Figured it out? Wait. Here’s a picture.
Figure 2
Still not seeing it? No worries — here’s another picture:
Figure 3
Got it now? It’s simple, really. The acronym that serves as the title of this post — RAIC (pronounced “rake”) — stands for “Redundant Array of Independent Cloud providers”. And it’s a way of using the Cloud that makes most concerns about data portability effectively moot. See, most, if not all of the speculation around data portability is predicated on the assumption that you store your data in just one place — with just one provider at a time. Break that assumption, and the bulk of the data portability problem just goes away. [1]
So how would RAIC work? Pretty simple, actually. You just store all of your data, all of the time, in the buckets of multiple cloud providers. All data, all the time. When you write a new piece of data, you write it to all of them. What does that get you? Well, let’s go through the bullet points again:
- Lock in: what lock in? Don’t like one of your providers any more? Dump ’em, get another.
- Data mashups: actually, this is the trickiest one. Allow me to defer this — I’ll come back to it, I promise
- Reliability: like RAID, reliability becomes a function of the number of
disksproviders. If one fails, you have ways to recover, without any catastrophic disruption of service. - The laws of physics: can’t beat the laws of physics? Well, then, don’t try. Instead, treat your data as disposable. Tired of a provider? Want to dump them? Then do so — and simply send them a delete job request on your way out the door. No need to move your data anywhere. Now, this implies that you’ve extracted a clear, reliable, contractual agreement from your provider, and you are reasonably certain that “delete” really means “delete”. But, trust me on this one — that’s going to be easier to achieve than defeating the laws of physics.
OK, you say, this is starting to make sense, but dude! Isn’t this incredible overkill? Ha! I chuckle in your general direction (to abusively paraphrase Monty Python), and refer you back to the anecdote that I began this post with. If it seems like ridiculous overkill to you, then I submit that you are probably not Deutsche Bank. Or a comparable entity. The point being that, from the point of view of a large enterprise, no. No, this won’t seem like overkill. It will seem bloody obvious.
Hmm, OK, you say. But what about data mashups? You said that was tricky, and that you’d come back to it. Yep. Well, flip back up to Figure 3. The label “RAID 5” there could be understood to represent the RAID controller; a piece of hardware (sometimes software) that mediates between the operating system and the actual physical disks. To the OS, the result looks like one single volume. Right? So now flip your gaze back up to Figure 2. See that “Marketplace / Broker / Orchestrator” thingie there? That’s the equivalent of the RAID controller. It does the following things:
- It makes the N cloud provider data buckets look like one
- It mediates the various data formats. It’s one hell of a RAID controller — it’s as if a single controller could have SCSI, IDE, SATA and FibreChannel disks attached to it. The facade of the controller abstracts these details away
Wow, OK, you say. Sounds like that “Marketplace / Broker / Orchestrator” thingie is pretty complex. Where do I get one? Well, that’s a fair question. There is no such thing, at the moment — at least not that I’m aware of. If you know of something that could do this, please weigh in with a comment. There are some things that are getting close: Zimory, for example. There are some others. But nothing I know of explicitly addresses this sort of a data storage problem, certainly not in this way.

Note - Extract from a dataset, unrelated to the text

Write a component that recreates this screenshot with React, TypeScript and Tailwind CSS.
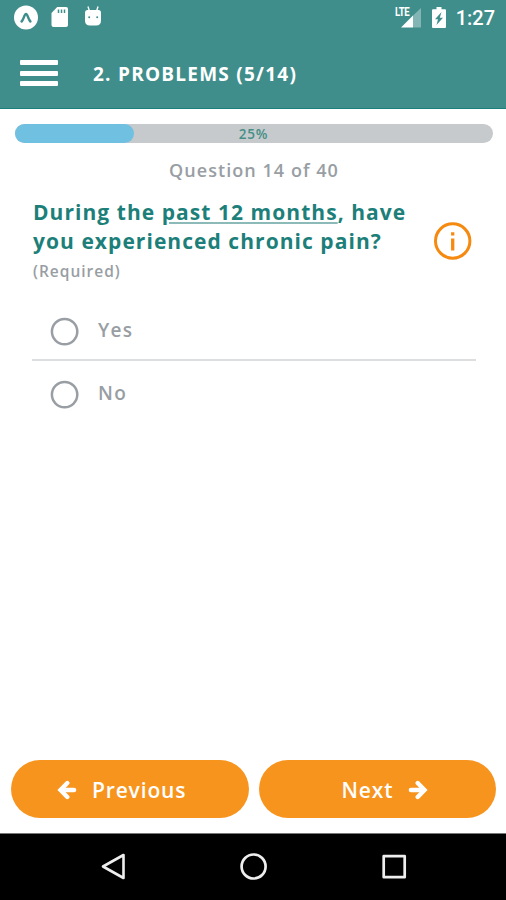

Why not? I dunno. Everybody’s been pretty busy with other things, I guess. Will they? Will there be such a thing? I think so. Why? ‘Cause enterprisey wants it, that’s why. And just like Deutsche Bank, all those years ago, they have the resources to pay for what they want. And, for the record — although Figure 2 implies the the RAIC controller is a service, in the cloud itself, this won’t be the only way to crack this particular nut. In some cases, those enterprisey entities will insist on having that thingie on-premise, for reasons ranging from sensible concerns to simple paranoia. And in some of those cases, moreover, the enterprisey entity may well end up rolling its own implementation (nothing like reinventing a wheel to be absolutely certain that it’s round).
RAIC — Redundant Array of Independent Cloud providers. Remember; you heard it here first.
UPDATE: no, perhaps you didn’t. In Simon Wardley’s excellent talk on commoditisation, he likes to point out that for almost any “invention” you can think of, it’s usually possible to find some example of it having been invented by someone else, sometime earlier. That just seems to be part of the pattern of innovation — when an idea is “ripe”, it will emerge, often in more than one person’s head. In mid-December of last year, Chris Evans coined the term “RAIC”, and wrote about exactly the same idea as I have. I assure you — when I wrote this post earlier this evening, I had neither read Chris’s posts, nor seen anyone else use the term “RAIC”, anywhere else. If I had, I would have happily referred to it, as support for the general idea. So, in that respect, I’m glad that Chris pinged me on Twitter, and pointed his posts out to me. But to be clear — I had (and have) no intention of “stealing” Chris’s ideas. We merely came to the same conclusion — which, given the fact that I think it is a fairly obvious way of solving certain problems, should surprise no one. It certainly won’t surprise Simon. 😉
[1] Note that this doesn’t mean that I’m not an enthusiastic supporter of the “data portability” movement. Microformats, RSS, etc. — all awesome. More please. I just don’t think they have anything to do with lock in, or reliability, nor are they a proper solution to struggles with the laws of physics. Such standards are tools for developers, to make better software. RAIC, on the other hand, is all about making lock in, reliability, and struggles with the laws of physics non-problems. OK?